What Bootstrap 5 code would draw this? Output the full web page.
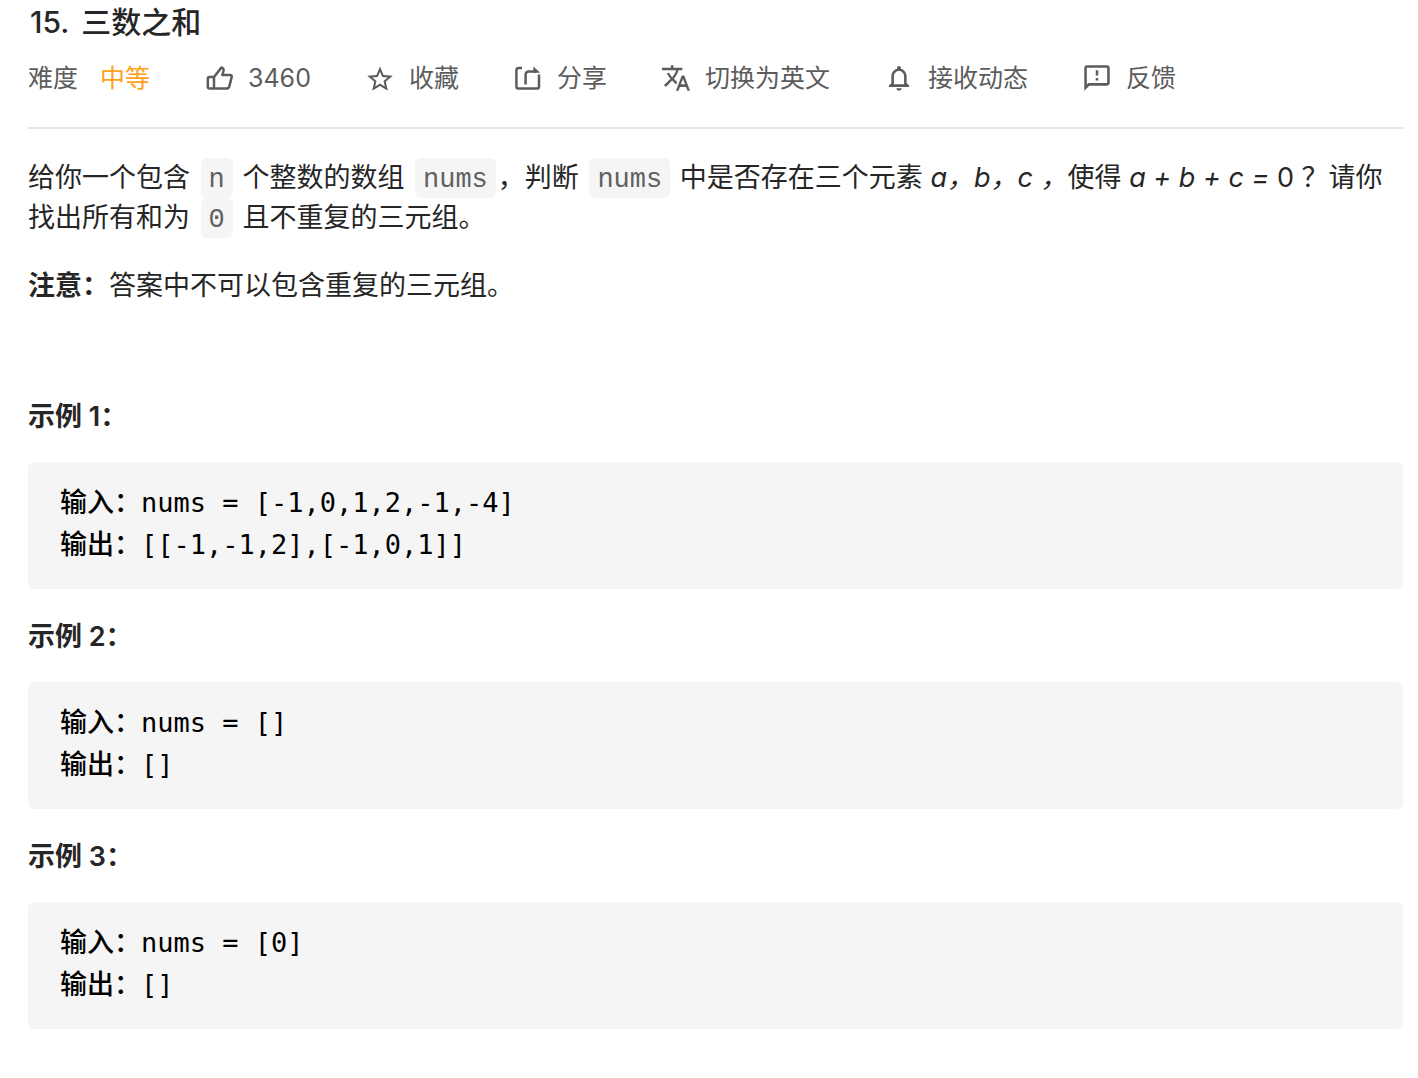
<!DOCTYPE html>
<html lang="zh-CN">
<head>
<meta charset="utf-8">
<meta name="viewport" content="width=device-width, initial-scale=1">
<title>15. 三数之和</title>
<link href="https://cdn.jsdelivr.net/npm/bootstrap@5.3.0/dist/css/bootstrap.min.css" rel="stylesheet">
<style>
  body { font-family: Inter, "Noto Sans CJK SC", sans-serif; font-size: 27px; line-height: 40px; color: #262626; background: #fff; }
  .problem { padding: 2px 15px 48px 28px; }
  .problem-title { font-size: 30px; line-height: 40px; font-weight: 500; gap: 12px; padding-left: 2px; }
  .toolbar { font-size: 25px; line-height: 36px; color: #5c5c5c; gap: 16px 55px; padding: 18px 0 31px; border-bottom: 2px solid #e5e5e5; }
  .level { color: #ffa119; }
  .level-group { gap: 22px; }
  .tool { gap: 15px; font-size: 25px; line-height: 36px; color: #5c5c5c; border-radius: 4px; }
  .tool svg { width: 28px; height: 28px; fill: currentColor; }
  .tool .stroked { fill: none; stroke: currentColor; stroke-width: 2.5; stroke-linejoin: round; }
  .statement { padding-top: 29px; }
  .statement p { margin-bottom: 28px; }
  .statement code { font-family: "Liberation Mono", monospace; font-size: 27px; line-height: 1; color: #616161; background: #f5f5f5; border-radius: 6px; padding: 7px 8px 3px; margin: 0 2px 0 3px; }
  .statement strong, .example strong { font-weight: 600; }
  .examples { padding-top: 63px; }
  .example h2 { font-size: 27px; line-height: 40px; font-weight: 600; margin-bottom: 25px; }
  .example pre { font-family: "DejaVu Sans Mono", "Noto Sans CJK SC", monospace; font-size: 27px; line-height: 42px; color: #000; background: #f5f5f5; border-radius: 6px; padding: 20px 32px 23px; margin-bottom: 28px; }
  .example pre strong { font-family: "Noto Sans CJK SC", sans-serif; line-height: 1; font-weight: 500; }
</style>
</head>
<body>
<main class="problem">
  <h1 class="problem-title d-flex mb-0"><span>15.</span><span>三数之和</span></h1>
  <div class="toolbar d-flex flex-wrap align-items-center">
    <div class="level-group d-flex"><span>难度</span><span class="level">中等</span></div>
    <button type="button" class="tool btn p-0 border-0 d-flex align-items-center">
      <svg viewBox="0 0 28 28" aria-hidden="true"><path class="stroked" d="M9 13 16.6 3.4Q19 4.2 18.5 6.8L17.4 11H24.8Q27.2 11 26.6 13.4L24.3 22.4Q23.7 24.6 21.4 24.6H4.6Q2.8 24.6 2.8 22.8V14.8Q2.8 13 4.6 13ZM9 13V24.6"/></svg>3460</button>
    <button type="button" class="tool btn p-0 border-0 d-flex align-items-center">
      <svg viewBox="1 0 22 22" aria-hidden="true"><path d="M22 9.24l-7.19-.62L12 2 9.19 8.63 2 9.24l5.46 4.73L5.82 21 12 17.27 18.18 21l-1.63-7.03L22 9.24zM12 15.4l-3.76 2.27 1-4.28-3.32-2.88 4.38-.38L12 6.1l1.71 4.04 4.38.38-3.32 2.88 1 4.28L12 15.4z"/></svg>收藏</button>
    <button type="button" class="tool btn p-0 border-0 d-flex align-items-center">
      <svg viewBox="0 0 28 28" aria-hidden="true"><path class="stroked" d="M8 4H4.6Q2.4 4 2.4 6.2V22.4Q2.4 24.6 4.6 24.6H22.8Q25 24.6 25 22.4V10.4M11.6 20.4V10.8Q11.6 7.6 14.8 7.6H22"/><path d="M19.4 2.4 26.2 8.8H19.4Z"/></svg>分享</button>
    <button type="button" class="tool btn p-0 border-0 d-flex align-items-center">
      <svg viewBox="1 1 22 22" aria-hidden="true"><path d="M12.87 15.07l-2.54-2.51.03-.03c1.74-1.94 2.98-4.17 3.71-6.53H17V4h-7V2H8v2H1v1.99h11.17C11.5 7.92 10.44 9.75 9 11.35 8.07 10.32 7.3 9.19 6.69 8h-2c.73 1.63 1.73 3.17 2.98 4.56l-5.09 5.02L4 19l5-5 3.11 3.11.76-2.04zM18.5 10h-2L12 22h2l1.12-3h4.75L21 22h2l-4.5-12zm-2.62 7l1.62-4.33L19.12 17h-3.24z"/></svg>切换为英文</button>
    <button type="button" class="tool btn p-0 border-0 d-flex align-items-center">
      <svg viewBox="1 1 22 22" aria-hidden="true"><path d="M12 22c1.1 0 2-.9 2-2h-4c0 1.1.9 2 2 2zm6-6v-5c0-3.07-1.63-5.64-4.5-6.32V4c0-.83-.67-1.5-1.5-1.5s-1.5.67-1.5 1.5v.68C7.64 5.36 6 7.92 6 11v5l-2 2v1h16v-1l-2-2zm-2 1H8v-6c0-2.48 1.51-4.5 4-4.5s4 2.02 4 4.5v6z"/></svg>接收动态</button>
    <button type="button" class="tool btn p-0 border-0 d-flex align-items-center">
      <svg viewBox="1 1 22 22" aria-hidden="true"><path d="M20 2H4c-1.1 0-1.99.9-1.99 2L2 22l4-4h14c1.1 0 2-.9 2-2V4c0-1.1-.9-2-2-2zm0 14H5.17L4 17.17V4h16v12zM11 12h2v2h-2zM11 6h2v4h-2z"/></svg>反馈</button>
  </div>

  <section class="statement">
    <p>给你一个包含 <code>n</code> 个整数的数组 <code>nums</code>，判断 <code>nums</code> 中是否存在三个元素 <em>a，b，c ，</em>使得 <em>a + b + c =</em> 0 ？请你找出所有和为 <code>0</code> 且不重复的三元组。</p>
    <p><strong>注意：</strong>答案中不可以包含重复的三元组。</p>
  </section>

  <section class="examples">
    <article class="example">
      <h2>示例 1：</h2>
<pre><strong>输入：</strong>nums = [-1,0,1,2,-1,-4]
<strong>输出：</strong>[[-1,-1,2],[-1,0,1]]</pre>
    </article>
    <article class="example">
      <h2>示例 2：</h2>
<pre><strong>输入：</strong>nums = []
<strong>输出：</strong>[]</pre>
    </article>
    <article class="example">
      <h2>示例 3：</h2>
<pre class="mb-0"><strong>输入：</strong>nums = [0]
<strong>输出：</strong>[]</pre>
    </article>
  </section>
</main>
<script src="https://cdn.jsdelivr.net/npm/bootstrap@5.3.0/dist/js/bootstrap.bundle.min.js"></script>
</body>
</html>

++++++

DIRECTIVE:
Omit every picture while copying the listing above exactly.

COMPLETED TASK:
What Bootstrap 5 code would draw this? Output the full web page.
<!DOCTYPE html>
<html lang="zh-CN">
<head>
<meta charset="utf-8">
<meta name="viewport" content="width=device-width, initial-scale=1">
<title>15. 三数之和</title>
<link href="https://cdn.jsdelivr.net/npm/bootstrap@5.3.0/dist/css/bootstrap.min.css" rel="stylesheet">
<style>
  body { font-family: Inter, "Noto Sans CJK SC", sans-serif; font-size: 27px; line-height: 40px; color: #262626; background: #fff; }
  .problem { padding: 2px 15px 48px 28px; }
  .problem-title { font-size: 30px; line-height: 40px; font-weight: 500; gap: 12px; padding-left: 2px; }
  .toolbar { font-size: 25px; line-height: 36px; color: #5c5c5c; gap: 16px 55px; padding: 18px 0 31px; border-bottom: 2px solid #e5e5e5; }
  .level { color: #ffa119; }
  .level-group { gap: 22px; }
  .tool { gap: 15px; font-size: 25px; line-height: 36px; color: #5c5c5c; border-radius: 4px; }
  .tool svg { width: 28px; height: 28px; fill: currentColor; }
  .tool .stroked { fill: none; stroke: currentColor; stroke-width: 2.5; stroke-linejoin: round; }
  .statement { padding-top: 29px; }
  .statement p { margin-bottom: 28px; }
  .statement code { font-family: "Liberation Mono", monospace; font-size: 27px; line-height: 1; color: #616161; background: #f5f5f5; border-radius: 6px; padding: 7px 8px 3px; margin: 0 2px 0 3px; }
  .statement strong, .example strong { font-weight: 600; }
  .examples { padding-top: 63px; }
  .example h2 { font-size: 27px; line-height: 40px; font-weight: 600; margin-bottom: 25px; }
  .example pre { font-family: "DejaVu Sans Mono", "Noto Sans CJK SC", monospace; font-size: 27px; line-height: 42px; color: #000; background: #f5f5f5; border-radius: 6px; padding: 20px 32px 23px; margin-bottom: 28px; }
  .example pre strong { font-family: "Noto Sans CJK SC", sans-serif; line-height: 1; font-weight: 500; }
</style>
</head>
<body>
<main class="problem">
  <h1 class="problem-title d-flex mb-0"><span>15.</span><span>三数之和</span></h1>
  <div class="toolbar d-flex flex-wrap align-items-center">
    <div class="level-group d-flex"><span>难度</span><span class="level">中等</span></div>
    <button type="button" class="tool btn p-0 border-0 d-flex align-items-center">
      <svg viewBox="0 0 28 28" aria-hidden="true"><path class="stroked" d="M9 13 16.6 3.4Q19 4.2 18.5 6.8L17.4 11H24.8Q27.2 11 26.6 13.4L24.3 22.4Q23.7 24.6 21.4 24.6H4.6Q2.8 24.6 2.8 22.8V14.8Q2.8 13 4.6 13ZM9 13V24.6"/></svg>3460</button>
    <button type="button" class="tool btn p-0 border-0 d-flex align-items-center">
      <svg viewBox="1 0 22 22" aria-hidden="true"><path d="M22 9.24l-7.19-.62L12 2 9.19 8.63 2 9.24l5.46 4.73L5.82 21 12 17.27 18.18 21l-1.63-7.03L22 9.24zM12 15.4l-3.76 2.27 1-4.28-3.32-2.88 4.38-.38L12 6.1l1.71 4.04 4.38.38-3.32 2.88 1 4.28L12 15.4z"/></svg>收藏</button>
    <button type="button" class="tool btn p-0 border-0 d-flex align-items-center">
      <svg viewBox="0 0 28 28" aria-hidden="true"><path class="stroked" d="M8 4H4.6Q2.4 4 2.4 6.2V22.4Q2.4 24.6 4.6 24.6H22.8Q25 24.6 25 22.4V10.4M11.6 20.4V10.8Q11.6 7.6 14.8 7.6H22"/><path d="M19.4 2.4 26.2 8.8H19.4Z"/></svg>分享</button>
    <button type="button" class="tool btn p-0 border-0 d-flex align-items-center">
      <svg viewBox="1 1 22 22" aria-hidden="true"><path d="M12.87 15.07l-2.54-2.51.03-.03c1.74-1.94 2.98-4.17 3.71-6.53H17V4h-7V2H8v2H1v1.99h11.17C11.5 7.92 10.44 9.75 9 11.35 8.07 10.32 7.3 9.19 6.69 8h-2c.73 1.63 1.73 3.17 2.98 4.56l-5.09 5.02L4 19l5-5 3.11 3.11.76-2.04zM18.5 10h-2L12 22h2l1.12-3h4.75L21 22h2l-4.5-12zm-2.62 7l1.62-4.33L19.12 17h-3.24z"/></svg>切换为英文</button>
    <button type="button" class="tool btn p-0 border-0 d-flex align-items-center">
      <svg viewBox="1 1 22 22" aria-hidden="true"><path d="M12 22c1.1 0 2-.9 2-2h-4c0 1.1.9 2 2 2zm6-6v-5c0-3.07-1.63-5.64-4.5-6.32V4c0-.83-.67-1.5-1.5-1.5s-1.5.67-1.5 1.5v.68C7.64 5.36 6 7.92 6 11v5l-2 2v1h16v-1l-2-2zm-2 1H8v-6c0-2.48 1.51-4.5 4-4.5s4 2.02 4 4.5v6z"/></svg>接收动态</button>
    <button type="button" class="tool btn p-0 border-0 d-flex align-items-center">
      <svg viewBox="1 1 22 22" aria-hidden="true"><path d="M20 2H4c-1.1 0-1.99.9-1.99 2L2 22l4-4h14c1.1 0 2-.9 2-2V4c0-1.1-.9-2-2-2zm0 14H5.17L4 17.17V4h16v12zM11 12h2v2h-2zM11 6h2v4h-2z"/></svg>反馈</button>
  </div>

  <section class="statement">
    <p>给你一个包含 <code>n</code> 个整数的数组 <code>nums</code>，判断 <code>nums</code> 中是否存在三个元素 <em>a，b，c ，</em>使得 <em>a + b + c =</em> 0 ？请你找出所有和为 <code>0</code> 且不重复的三元组。</p>
    <p><strong>注意：</strong>答案中不可以包含重复的三元组。</p>
  </section>

  <section class="examples">
    <article class="example">
      <h2>示例 1：</h2>
<pre><strong>输入：</strong>nums = [-1,0,1,2,-1,-4]
<strong>输出：</strong>[[-1,-1,2],[-1,0,1]]</pre>
    </article>
    <article class="example">
      <h2>示例 2：</h2>
<pre><strong>输入：</strong>nums = []
<strong>输出：</strong>[]</pre>
    </article>
    <article class="example">
      <h2>示例 3：</h2>
<pre class="mb-0"><strong>输入：</strong>nums = [0]
<strong>输出：</strong>[]</pre>
    </article>
  </section>
</main>
<script src="https://cdn.jsdelivr.net/npm/bootstrap@5.3.0/dist/js/bootstrap.bundle.min.js"></script>
</body>
</html>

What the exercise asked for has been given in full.